En octobre dernier, une manifestation rassemble 50 000 personnes sur la place de la Liberté à Tbilissi. Le même mois, le Conseil de l’Europe - organisme de défense des droits de l’Homme à l’échelle du continent européen, basé à Strasbourg et sans lien avec l’Union européenne - avait appelé à sa libération, le considérant comme un «prisonnier politique». L’ONG Amnesty International avait également qualifié le traitement qui lui est réservé de «vengeance politique apparente».
Encore mi-février, les députés européens avaient réclamé la fin de son incarcération.
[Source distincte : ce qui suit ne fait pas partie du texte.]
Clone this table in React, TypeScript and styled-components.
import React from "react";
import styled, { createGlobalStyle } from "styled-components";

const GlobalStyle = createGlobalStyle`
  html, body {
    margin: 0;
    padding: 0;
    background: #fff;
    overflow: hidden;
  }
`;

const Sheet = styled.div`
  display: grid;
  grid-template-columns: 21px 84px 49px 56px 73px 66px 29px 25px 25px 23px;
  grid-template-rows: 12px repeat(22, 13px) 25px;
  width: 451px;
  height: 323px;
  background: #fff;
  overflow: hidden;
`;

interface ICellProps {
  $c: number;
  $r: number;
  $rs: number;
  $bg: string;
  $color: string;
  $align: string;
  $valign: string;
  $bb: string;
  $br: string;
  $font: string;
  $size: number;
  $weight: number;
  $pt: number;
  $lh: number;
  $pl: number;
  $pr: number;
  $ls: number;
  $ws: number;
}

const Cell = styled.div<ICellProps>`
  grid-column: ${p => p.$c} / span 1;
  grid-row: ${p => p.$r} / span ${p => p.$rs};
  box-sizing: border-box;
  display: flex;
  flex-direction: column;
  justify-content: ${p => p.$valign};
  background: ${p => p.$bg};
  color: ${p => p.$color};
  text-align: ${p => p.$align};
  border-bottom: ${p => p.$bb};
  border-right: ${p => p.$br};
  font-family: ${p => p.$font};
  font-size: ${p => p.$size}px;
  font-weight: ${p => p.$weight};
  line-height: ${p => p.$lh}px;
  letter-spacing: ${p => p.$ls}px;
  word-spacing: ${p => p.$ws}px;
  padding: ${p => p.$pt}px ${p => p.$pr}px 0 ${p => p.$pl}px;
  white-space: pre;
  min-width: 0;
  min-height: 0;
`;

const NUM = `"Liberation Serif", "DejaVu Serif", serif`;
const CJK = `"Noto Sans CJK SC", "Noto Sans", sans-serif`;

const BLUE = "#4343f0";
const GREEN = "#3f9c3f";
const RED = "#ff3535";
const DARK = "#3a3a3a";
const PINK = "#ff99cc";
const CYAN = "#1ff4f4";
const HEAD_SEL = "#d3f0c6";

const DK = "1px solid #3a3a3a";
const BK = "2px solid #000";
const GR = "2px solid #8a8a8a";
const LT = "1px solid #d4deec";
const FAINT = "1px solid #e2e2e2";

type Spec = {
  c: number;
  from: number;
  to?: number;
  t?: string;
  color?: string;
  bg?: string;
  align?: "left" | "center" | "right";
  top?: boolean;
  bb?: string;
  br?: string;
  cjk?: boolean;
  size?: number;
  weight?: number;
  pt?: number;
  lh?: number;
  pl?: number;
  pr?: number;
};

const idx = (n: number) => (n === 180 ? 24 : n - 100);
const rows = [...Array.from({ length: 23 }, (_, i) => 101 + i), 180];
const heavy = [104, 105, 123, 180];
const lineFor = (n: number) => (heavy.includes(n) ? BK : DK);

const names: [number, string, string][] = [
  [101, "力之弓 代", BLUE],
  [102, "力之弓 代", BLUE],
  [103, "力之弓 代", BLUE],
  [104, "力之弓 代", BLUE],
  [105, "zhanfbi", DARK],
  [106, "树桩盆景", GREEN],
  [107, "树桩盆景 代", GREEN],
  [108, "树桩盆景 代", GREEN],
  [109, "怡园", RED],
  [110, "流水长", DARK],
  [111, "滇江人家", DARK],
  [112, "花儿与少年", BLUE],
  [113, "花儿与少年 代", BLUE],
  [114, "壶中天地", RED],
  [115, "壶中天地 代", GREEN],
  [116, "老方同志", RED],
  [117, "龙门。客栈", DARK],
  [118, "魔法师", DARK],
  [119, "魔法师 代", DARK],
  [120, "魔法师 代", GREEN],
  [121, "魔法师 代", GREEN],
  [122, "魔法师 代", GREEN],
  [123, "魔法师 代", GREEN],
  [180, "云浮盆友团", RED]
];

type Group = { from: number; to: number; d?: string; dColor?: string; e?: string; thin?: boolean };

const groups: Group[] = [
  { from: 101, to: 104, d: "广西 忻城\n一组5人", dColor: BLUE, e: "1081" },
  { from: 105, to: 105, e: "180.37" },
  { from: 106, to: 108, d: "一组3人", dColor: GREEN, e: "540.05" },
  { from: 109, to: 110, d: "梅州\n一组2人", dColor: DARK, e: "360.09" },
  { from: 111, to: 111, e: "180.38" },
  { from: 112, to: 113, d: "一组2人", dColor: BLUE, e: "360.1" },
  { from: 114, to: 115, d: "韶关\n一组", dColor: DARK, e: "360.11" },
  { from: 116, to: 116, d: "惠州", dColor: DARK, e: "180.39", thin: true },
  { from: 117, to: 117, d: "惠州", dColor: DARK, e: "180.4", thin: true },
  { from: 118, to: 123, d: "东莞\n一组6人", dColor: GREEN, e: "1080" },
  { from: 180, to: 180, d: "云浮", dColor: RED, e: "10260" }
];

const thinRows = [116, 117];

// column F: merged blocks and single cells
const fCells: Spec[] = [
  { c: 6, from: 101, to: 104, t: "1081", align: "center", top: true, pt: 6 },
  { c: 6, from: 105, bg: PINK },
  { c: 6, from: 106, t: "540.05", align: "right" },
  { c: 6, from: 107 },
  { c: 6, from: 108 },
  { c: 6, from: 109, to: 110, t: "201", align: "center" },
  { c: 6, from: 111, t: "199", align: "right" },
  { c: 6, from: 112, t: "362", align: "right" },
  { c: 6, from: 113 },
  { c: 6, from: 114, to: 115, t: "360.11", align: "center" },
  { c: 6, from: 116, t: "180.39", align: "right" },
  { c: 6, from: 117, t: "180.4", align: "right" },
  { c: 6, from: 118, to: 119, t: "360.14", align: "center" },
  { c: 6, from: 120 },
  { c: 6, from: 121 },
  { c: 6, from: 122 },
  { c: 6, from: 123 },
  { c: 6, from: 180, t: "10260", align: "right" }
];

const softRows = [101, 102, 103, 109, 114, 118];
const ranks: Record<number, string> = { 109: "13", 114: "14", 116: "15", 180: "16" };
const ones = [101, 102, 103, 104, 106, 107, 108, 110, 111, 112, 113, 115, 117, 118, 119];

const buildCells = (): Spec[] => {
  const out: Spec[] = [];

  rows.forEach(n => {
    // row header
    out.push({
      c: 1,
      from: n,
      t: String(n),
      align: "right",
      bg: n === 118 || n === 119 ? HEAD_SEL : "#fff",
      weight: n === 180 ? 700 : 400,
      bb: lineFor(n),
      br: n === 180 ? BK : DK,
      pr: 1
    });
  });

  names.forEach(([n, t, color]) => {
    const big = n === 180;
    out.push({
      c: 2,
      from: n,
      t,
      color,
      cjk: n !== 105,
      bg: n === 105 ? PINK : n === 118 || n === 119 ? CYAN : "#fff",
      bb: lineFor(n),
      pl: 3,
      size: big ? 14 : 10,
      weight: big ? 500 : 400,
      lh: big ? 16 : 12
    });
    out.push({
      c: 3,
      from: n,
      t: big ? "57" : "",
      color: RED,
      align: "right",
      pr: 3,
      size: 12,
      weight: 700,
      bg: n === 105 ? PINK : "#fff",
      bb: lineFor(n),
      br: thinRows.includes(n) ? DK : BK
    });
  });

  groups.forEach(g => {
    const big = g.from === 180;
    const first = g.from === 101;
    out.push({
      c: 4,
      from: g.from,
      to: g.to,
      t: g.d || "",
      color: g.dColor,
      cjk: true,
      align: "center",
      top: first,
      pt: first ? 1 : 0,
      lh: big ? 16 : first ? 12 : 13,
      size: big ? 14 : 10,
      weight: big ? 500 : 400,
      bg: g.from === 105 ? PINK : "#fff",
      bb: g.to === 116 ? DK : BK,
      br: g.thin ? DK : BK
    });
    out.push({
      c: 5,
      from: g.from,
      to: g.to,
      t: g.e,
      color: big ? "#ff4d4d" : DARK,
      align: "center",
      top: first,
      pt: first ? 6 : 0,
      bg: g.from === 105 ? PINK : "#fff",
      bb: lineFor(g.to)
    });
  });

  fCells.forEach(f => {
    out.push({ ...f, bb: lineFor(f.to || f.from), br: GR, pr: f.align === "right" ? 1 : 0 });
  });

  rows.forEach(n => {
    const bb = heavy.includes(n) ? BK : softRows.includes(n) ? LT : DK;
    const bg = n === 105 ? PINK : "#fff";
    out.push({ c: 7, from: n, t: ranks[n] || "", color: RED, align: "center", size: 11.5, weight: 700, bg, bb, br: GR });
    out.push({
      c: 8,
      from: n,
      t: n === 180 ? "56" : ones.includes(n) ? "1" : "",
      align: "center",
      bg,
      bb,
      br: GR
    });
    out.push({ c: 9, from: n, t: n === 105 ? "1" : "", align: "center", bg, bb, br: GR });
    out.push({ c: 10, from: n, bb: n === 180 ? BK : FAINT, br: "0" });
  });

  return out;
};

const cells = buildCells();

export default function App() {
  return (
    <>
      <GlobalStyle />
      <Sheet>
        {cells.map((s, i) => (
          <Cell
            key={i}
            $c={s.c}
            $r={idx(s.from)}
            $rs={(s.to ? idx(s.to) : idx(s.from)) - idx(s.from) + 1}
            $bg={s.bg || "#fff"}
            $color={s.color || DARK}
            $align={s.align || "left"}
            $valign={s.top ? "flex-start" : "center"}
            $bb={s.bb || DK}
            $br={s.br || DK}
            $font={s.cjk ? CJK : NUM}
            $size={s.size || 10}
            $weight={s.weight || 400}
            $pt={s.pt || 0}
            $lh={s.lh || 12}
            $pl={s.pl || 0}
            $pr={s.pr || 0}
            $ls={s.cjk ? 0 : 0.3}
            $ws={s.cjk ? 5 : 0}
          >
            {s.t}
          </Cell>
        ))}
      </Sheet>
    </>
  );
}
Dans une résolution, le Parlement européen avait fait part de ses «profondes inquiétudes quant à la détérioration de l’état de santé de Mikheïl Saakachvili». Les eurodéputés «prennent note des informations indiquant qu’il aurait pu subir un emprisonnement aux métaux lourds pendant sa détention» et réclament sa libération pour lui permettre de «recevoir un traitement médical approprié à l’étranger».
Les autorités géorgiennes ont assuré quant à elles que l’ancien dirigeant bénéficiait de tous les soins nécessaires. La présidente géorgienne, Salomé Zourabichvili, renvoyait même la responsabilité à la justice de son pays. Selon elle, c’est à la justice de décider s’il doit être remis en liberté pour des raisons de santé.